This project will test the hypothesis that bacterial bile salt hydrolase (BSH) activity regulates gut motility in a dose-dependent manner via signaling pathways in the enteric nervous system (ENS) that include RET, a tyrosine kinase receptor critical for ENS development and function, and TGR5, the only bile acid receptor known to be expressed by enteric neurons. To explore this hypothesis, I will integrate various technologies to produce functional readouts, combining a gnotobiotic mouse model of diet-dependent bile acid-mediated motility phenotypes with mass spectrometry, next-generation sequencing, and bioinformatics.
In Aim 1, I propose to determine the extent to which gut motility is regulated by bacterial BSH activity. First, bacterial strains cultured from the microbiota of a single healthy Bangladeshi individual will be classified as possessing high, mid-level, or low BSH activity using an established in vitro screen. These strains have undergone preliminary screening to establish presence or absence of BSH; here I will characterize BSH activity with time-scale resolution down to 3 hours and with respect to the two predominant primary bile acid substrates in mice (taurocholic acid and tauro-beta-muricholic acid). Then, selected strains with high/mid/low BSH activity will be transplanted into gnotobiotic mice to determine (i) the extent to which BSH activity correlates with gut motility and (ii) whether BSH's motility effects are robust to taxonomic diversity (essential for understanding generalizability of the findings). In the future, I aim to initiate a clinical study to test the hypothesis that gut bacterial BSH activity correlates with motility in patients with diarrhea- or constipation-predominant irritable bowel syndrome, in order to identify subsets in whom bacterial bile acid metabolism could serve as a therapeutic target.
In Aim 2, I propose to identify key ENS mediators of the effects of microbiome-encoded BSH activity on gut motility. To determine whether the TGR5 bile acid receptor is responsible for mediating this bile acid- dependent response, I will use conventionally raised and gnotobiotic Tgr5-/- mice. To identify key ENS molecular mediators and pathways, I will adopt TRAP-Seq (translating ribosome affinity purification sequencing), a technology developed to study distinct populations of the mouse brain, to profile the ENS in gnotobiotic mice. Using this approach, I will elucidate the effects of a cholekinetic agent (turmeric) and model human gut bacterial communities with defined BSH activity on the ENS transcriptome in the small intestine and colon, correlating these signals with measured transit times and bile acid profiles. Together, these data obtained from humanized gnotobiotic mice will help dissect the extent to which bacterial bile acid metabolism regulates gut motility and provide mechanistic insights regarding interactions between dietary ingredients, the gut microbiome, and ENS signaling pathways that regulate motility. Follow-up future studies will involve transplanting intact uncultured microbiota from selected well-phenotyped humans with motility disorders into gnotobiotic mice.

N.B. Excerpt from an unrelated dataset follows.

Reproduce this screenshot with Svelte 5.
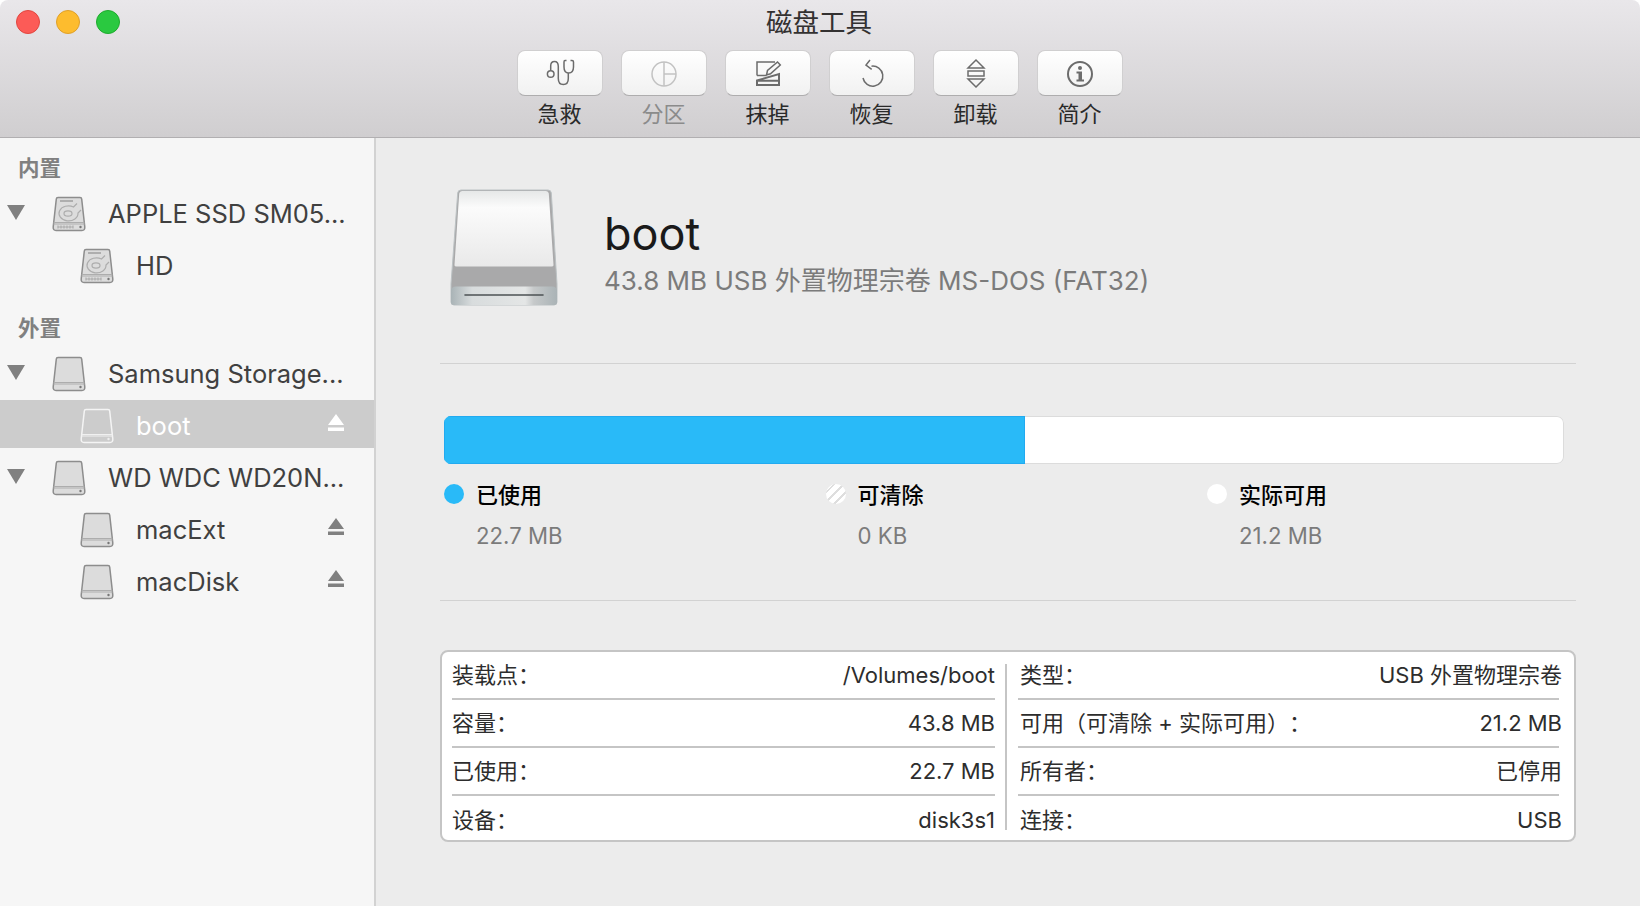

The community of microbes residing in the gastrointestinal tract (gut microbiota) plus their encoded genes (gut microbiome) are major determinants of gastrointestinal motility, a key physiologic parameter governing nutrient absorption that is deranged in conditions including diabetes and inflammatory bowel diseases. Gut bacterial bile acid metabolism modulates gut motility through the enteric nervous system (ENS), but the mechanisms and pathways mediating these effects are unknown. Here I propose to elucidate (i) the extent to which gut bacterial bile acid metabolism regulates gut motility, and (ii) how the resulting bile acid milieu signals via the ENS to modulate gut motility, anticipating that these data will enable more efficacious deployment of gut microbiome-targeted therapies.